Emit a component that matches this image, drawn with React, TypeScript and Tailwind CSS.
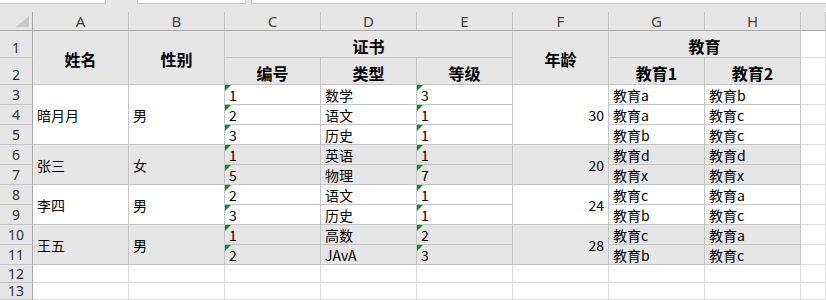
import React from "react";

type Group = {
  rows: number[];
  name: string;
  sex: string;
  c: string[];
  d: string[];
  e: string[];
  age: string;
  g: string[];
  h: string[];
  gray: boolean;
};

const groups: Group[] = [
  { rows: [3, 4, 5], name: "暗月月", sex: "男", c: ["1", "2", "3"], d: ["数学", "语文", "历史"], e: ["3", "1", "1"], age: "30", g: ["教育a", "教育a", "教育b"], h: ["教育b", "教育c", "教育c"], gray: false },
  { rows: [6, 7], name: "张三", sex: "女", c: ["1", "5"], d: ["英语", "物理"], e: ["1", "7"], age: "20", g: ["教育d", "教育x"], h: ["教育d", "教育x"], gray: true },
  { rows: [8, 9], name: "李四", sex: "男", c: ["2", "3"], d: ["语文", "历史"], e: ["1", "1"], age: "24", g: ["教育c", "教育b"], h: ["教育a", "教育c"], gray: false },
  { rows: [10, 11], name: "王五", sex: "男", c: ["1", "2"], d: ["高数", "JAvA"], e: ["2", "3"], age: "28", g: ["教育c", "教育b"], h: ["教育a", "教育c"], gray: true },
];

const COL_START = ["", "col-start-1", "col-start-2", "col-start-3", "col-start-4", "col-start-5", "col-start-6", "col-start-7", "col-start-8", "col-start-9", "col-start-10"];
const ROW_START = ["", "row-start-1", "row-start-2", "row-start-3", "row-start-4", "row-start-5", "row-start-6", "row-start-7", "row-start-8", "row-start-9", "row-start-10", "row-start-11", "row-start-12", "row-start-13", "row-start-14"];
const ROW_SPAN = ["", "row-span-1", "row-span-2", "row-span-3"];
const COL_SPAN = ["", "col-span-1", "col-span-2", "col-span-3"];

type CellProps = {
  col: number;
  row: number; // sheet row
  rs?: number;
  cs?: number;
  text?: string;
  align?: "left" | "center" | "right";
  bold?: boolean;
  gray?: boolean;
  flag?: boolean;
  light?: boolean;
};

function Cell({ col, row, rs = 1, cs = 1, text, align = "left", bold, gray, flag, light }: CellProps) {
  const justify = align === "center" ? "justify-center" : align === "right" ? "justify-end" : "justify-start";
  return (
    <div
      className={`relative flex items-center ${justify} ${COL_START[col]} ${ROW_START[row + 1]} ${ROW_SPAN[rs]} ${COL_SPAN[cs]} border-r border-b ${
        light ? "border-[#dadada]" : "border-[#c4c4c4]"
      } ${gray ? "bg-[#e7e6e6]" : "bg-white"} ${bold ? "pt-[3px] text-[16px] font-bold" : "pt-[1px] text-[14px]"} px-[4px] leading-none whitespace-nowrap text-black`}
    >
      {flag && <span className="absolute left-0 top-0 h-0 w-0 border-t-[6px] border-r-[6px] border-t-[#14862a] border-r-transparent" />}
      {text}
    </div>
  );
}

const letters = ["A", "B", "C", "D", "E", "F", "G", "H", ""];

export default function App() {
  return (
    <div className="h-[300px] w-[826px] overflow-hidden bg-white font-['Noto_Sans_CJK_SC',sans-serif]">
      {/* formula bar remnant */}
      <div className="flex h-[12px] bg-[#e6e6e6]">
        <div className="h-[4px] w-[106px] border-r border-b border-[#c4c4c4] bg-white" />
        <div className="ml-[31px] h-[4px] w-[109px] border-x border-b border-[#c4c4c4] bg-white" />
        <div className="ml-[5px] h-[4px] flex-1 border-l border-b border-[#c4c4c4] bg-white" />
      </div>

      <div className="grid grid-cols-[33px_repeat(8,96px)_1fr] grid-rows-[19px_27px_27px_repeat(9,20px)_18px_17px]">
        {/* corner */}
        <div className="col-start-1 row-start-1 flex items-end justify-end border-r border-b border-r-[#a9a9a9] border-b-[#a9a9a9] bg-[#e6e6e6] pb-[3px] pr-[3px]">
          <svg width="13" height="11" viewBox="0 0 13 11">
            <polygon points="13,0 13,11 0,11" fill="#c9c9c9" />
          </svg>
        </div>
        {letters.map((l, i) => (
          <div
            key={`h${i}`}
            className={`${COL_START[i + 2]} row-start-1 flex items-center justify-center border-r border-b border-r-[#c4c4c4] border-b-[#a9a9a9] bg-[#e6e6e6] font-['Noto_Sans',sans-serif] text-[15px] leading-none text-[#444]`}
          >
            {l}
          </div>
        ))}

        {/* row numbers */}
        {Array.from({ length: 13 }, (_, i) => i + 1).map((r) => (
          <div
            key={`r${r}`}
            className={`col-start-1 ${ROW_START[r + 1]} flex ${r <= 2 ? "items-end pb-[2px]" : "items-center"} justify-center overflow-hidden border-r border-b border-r-[#a9a9a9] border-b-[#c4c4c4] bg-[#e6e6e6] font-['Noto_Sans',sans-serif] text-[14px] leading-none text-[#333]`}
          >
            {r}
          </div>
        ))}

        {/* header block */}
        <Cell col={2} row={1} rs={2} text="姓名" align="center" bold gray />
        <Cell col={3} row={1} rs={2} text="性别" align="center" bold gray />
        <Cell col={4} row={1} cs={3} text="证书" align="center" bold gray />
        <Cell col={4} row={2} text="编号" align="center" bold gray />
        <Cell col={5} row={2} text="类型" align="center" bold gray />
        <Cell col={6} row={2} text="等级" align="center" bold gray />
        <Cell col={7} row={1} rs={2} text="年龄" align="center" bold gray />
        <Cell col={8} row={1} cs={2} text="教育" align="center" bold gray />
        <Cell col={8} row={2} text="教育1" align="center" bold gray />
        <Cell col={9} row={2} text="教育2" align="center" bold gray />
        <Cell col={10} row={1} light />
        <Cell col={10} row={2} light />

        {groups.map((g) => {
          const first = g.rows[0];
          const n = g.rows.length;
          return (
            <React.Fragment key={g.name}>
              <Cell col={2} row={first} rs={n} text={g.name} gray={g.gray} />
              <Cell col={3} row={first} rs={n} text={g.sex} gray={g.gray} />
              <Cell col={7} row={first} rs={n} text={g.age} align="right" gray={g.gray} />
              {g.rows.map((r, k) => (
                <React.Fragment key={r}>
                  <Cell col={4} row={r} text={g.c[k]} gray={g.gray} flag />
                  <Cell col={5} row={r} text={g.d[k]} gray={g.gray} />
                  <Cell col={6} row={r} text={g.e[k]} gray={g.gray} flag />
                  <Cell col={8} row={r} text={g.g[k]} gray={g.gray} />
                  <Cell col={9} row={r} text={g.h[k]} gray={g.gray} />
                  <Cell col={10} row={r} light />
                </React.Fragment>
              ))}
            </React.Fragment>
          );
        })}

        {[12, 13].map((r) =>
          [2, 3, 4, 5, 6, 7, 8, 9, 10].map((c) => <Cell key={`e${r}-${c}`} col={c} row={r} light />)
        )}
      </div>
    </div>
  );
}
|---|
Output each line exactly; omit every picture.

Answer for this exercise
Emit a component that matches this image, drawn with React, TypeScript and Tailwind CSS.
import React from "react";

type Group = {
  rows: number[];
  name: string;
  sex: string;
  c: string[];
  d: string[];
  e: string[];
  age: string;
  g: string[];
  h: string[];
  gray: boolean;
};

const groups: Group[] = [
  { rows: [3, 4, 5], name: "暗月月", sex: "男", c: ["1", "2", "3"], d: ["数学", "语文", "历史"], e: ["3", "1", "1"], age: "30", g: ["教育a", "教育a", "教育b"], h: ["教育b", "教育c", "教育c"], gray: false },
  { rows: [6, 7], name: "张三", sex: "女", c: ["1", "5"], d: ["英语", "物理"], e: ["1", "7"], age: "20", g: ["教育d", "教育x"], h: ["教育d", "教育x"], gray: true },
  { rows: [8, 9], name: "李四", sex: "男", c: ["2", "3"], d: ["语文", "历史"], e: ["1", "1"], age: "24", g: ["教育c", "教育b"], h: ["教育a", "教育c"], gray: false },
  { rows: [10, 11], name: "王五", sex: "男", c: ["1", "2"], d: ["高数", "JAvA"], e: ["2", "3"], age: "28", g: ["教育c", "教育b"], h: ["教育a", "教育c"], gray: true },
];

const COL_START = ["", "col-start-1", "col-start-2", "col-start-3", "col-start-4", "col-start-5", "col-start-6", "col-start-7", "col-start-8", "col-start-9", "col-start-10"];
const ROW_START = ["", "row-start-1", "row-start-2", "row-start-3", "row-start-4", "row-start-5", "row-start-6", "row-start-7", "row-start-8", "row-start-9", "row-start-10", "row-start-11", "row-start-12", "row-start-13", "row-start-14"];
const ROW_SPAN = ["", "row-span-1", "row-span-2", "row-span-3"];
const COL_SPAN = ["", "col-span-1", "col-span-2", "col-span-3"];

type CellProps = {
  col: number;
  row: number; // sheet row
  rs?: number;
  cs?: number;
  text?: string;
  align?: "left" | "center" | "right";
  bold?: boolean;
  gray?: boolean;
  flag?: boolean;
  light?: boolean;
};

function Cell({ col, row, rs = 1, cs = 1, text, align = "left", bold, gray, flag, light }: CellProps) {
  const justify = align === "center" ? "justify-center" : align === "right" ? "justify-end" : "justify-start";
  return (
    <div
      className={`relative flex items-center ${justify} ${COL_START[col]} ${ROW_START[row + 1]} ${ROW_SPAN[rs]} ${COL_SPAN[cs]} border-r border-b ${
        light ? "border-[#dadada]" : "border-[#c4c4c4]"
      } ${gray ? "bg-[#e7e6e6]" : "bg-white"} ${bold ? "pt-[3px] text-[16px] font-bold" : "pt-[1px] text-[14px]"} px-[4px] leading-none whitespace-nowrap text-black`}
    >
      {flag && <span className="absolute left-0 top-0 h-0 w-0 border-t-[6px] border-r-[6px] border-t-[#14862a] border-r-transparent" />}
      {text}
    </div>
  );
}

const letters = ["A", "B", "C", "D", "E", "F", "G", "H", ""];

export default function App() {
  return (
    <div className="h-[300px] w-[826px] overflow-hidden bg-white font-['Noto_Sans_CJK_SC',sans-serif]">
      {/* formula bar remnant */}
      <div className="flex h-[12px] bg-[#e6e6e6]">
        <div className="h-[4px] w-[106px] border-r border-b border-[#c4c4c4] bg-white" />
        <div className="ml-[31px] h-[4px] w-[109px] border-x border-b border-[#c4c4c4] bg-white" />
        <div className="ml-[5px] h-[4px] flex-1 border-l border-b border-[#c4c4c4] bg-white" />
      </div>

      <div className="grid grid-cols-[33px_repeat(8,96px)_1fr] grid-rows-[19px_27px_27px_repeat(9,20px)_18px_17px]">
        {/* corner */}
        <div className="col-start-1 row-start-1 flex items-end justify-end border-r border-b border-r-[#a9a9a9] border-b-[#a9a9a9] bg-[#e6e6e6] pb-[3px] pr-[3px]">
          <svg width="13" height="11" viewBox="0 0 13 11">
            <polygon points="13,0 13,11 0,11" fill="#c9c9c9" />
          </svg>
        </div>
        {letters.map((l, i) => (
          <div
            key={`h${i}`}
            className={`${COL_START[i + 2]} row-start-1 flex items-center justify-center border-r border-b border-r-[#c4c4c4] border-b-[#a9a9a9] bg-[#e6e6e6] font-['Noto_Sans',sans-serif] text-[15px] leading-none text-[#444]`}
          >
            {l}
          </div>
        ))}

        {/* row numbers */}
        {Array.from({ length: 13 }, (_, i) => i + 1).map((r) => (
          <div
            key={`r${r}`}
            className={`col-start-1 ${ROW_START[r + 1]} flex ${r <= 2 ? "items-end pb-[2px]" : "items-center"} justify-center overflow-hidden border-r border-b border-r-[#a9a9a9] border-b-[#c4c4c4] bg-[#e6e6e6] font-['Noto_Sans',sans-serif] text-[14px] leading-none text-[#333]`}
          >
            {r}
          </div>
        ))}

        {/* header block */}
        <Cell col={2} row={1} rs={2} text="姓名" align="center" bold gray />
        <Cell col={3} row={1} rs={2} text="性别" align="center" bold gray />
        <Cell col={4} row={1} cs={3} text="证书" align="center" bold gray />
        <Cell col={4} row={2} text="编号" align="center" bold gray />
        <Cell col={5} row={2} text="类型" align="center" bold gray />
        <Cell col={6} row={2} text="等级" align="center" bold gray />
        <Cell col={7} row={1} rs={2} text="年龄" align="center" bold gray />
        <Cell col={8} row={1} cs={2} text="教育" align="center" bold gray />
        <Cell col={8} row={2} text="教育1" align="center" bold gray />
        <Cell col={9} row={2} text="教育2" align="center" bold gray />
        <Cell col={10} row={1} light />
        <Cell col={10} row={2} light />

        {groups.map((g) => {
          const first = g.rows[0];
          const n = g.rows.length;
          return (
            <React.Fragment key={g.name}>
              <Cell col={2} row={first} rs={n} text={g.name} gray={g.gray} />
              <Cell col={3} row={first} rs={n} text={g.sex} gray={g.gray} />
              <Cell col={7} row={first} rs={n} text={g.age} align="right" gray={g.gray} />
              {g.rows.map((r, k) => (
                <React.Fragment key={r}>
                  <Cell col={4} row={r} text={g.c[k]} gray={g.gray} flag />
                  <Cell col={5} row={r} text={g.d[k]} gray={g.gray} />
                  <Cell col={6} row={r} text={g.e[k]} gray={g.gray} flag />
                  <Cell col={8} row={r} text={g.g[k]} gray={g.gray} />
                  <Cell col={9} row={r} text={g.h[k]} gray={g.gray} />
                  <Cell col={10} row={r} light />
                </React.Fragment>
              ))}
            </React.Fragment>
          );
        })}

        {[12, 13].map((r) =>
          [2, 3, 4, 5, 6, 7, 8, 9, 10].map((c) => <Cell key={`e${r}-${c}`} col={c} row={r} light />)
        )}
      </div>
    </div>
  );
}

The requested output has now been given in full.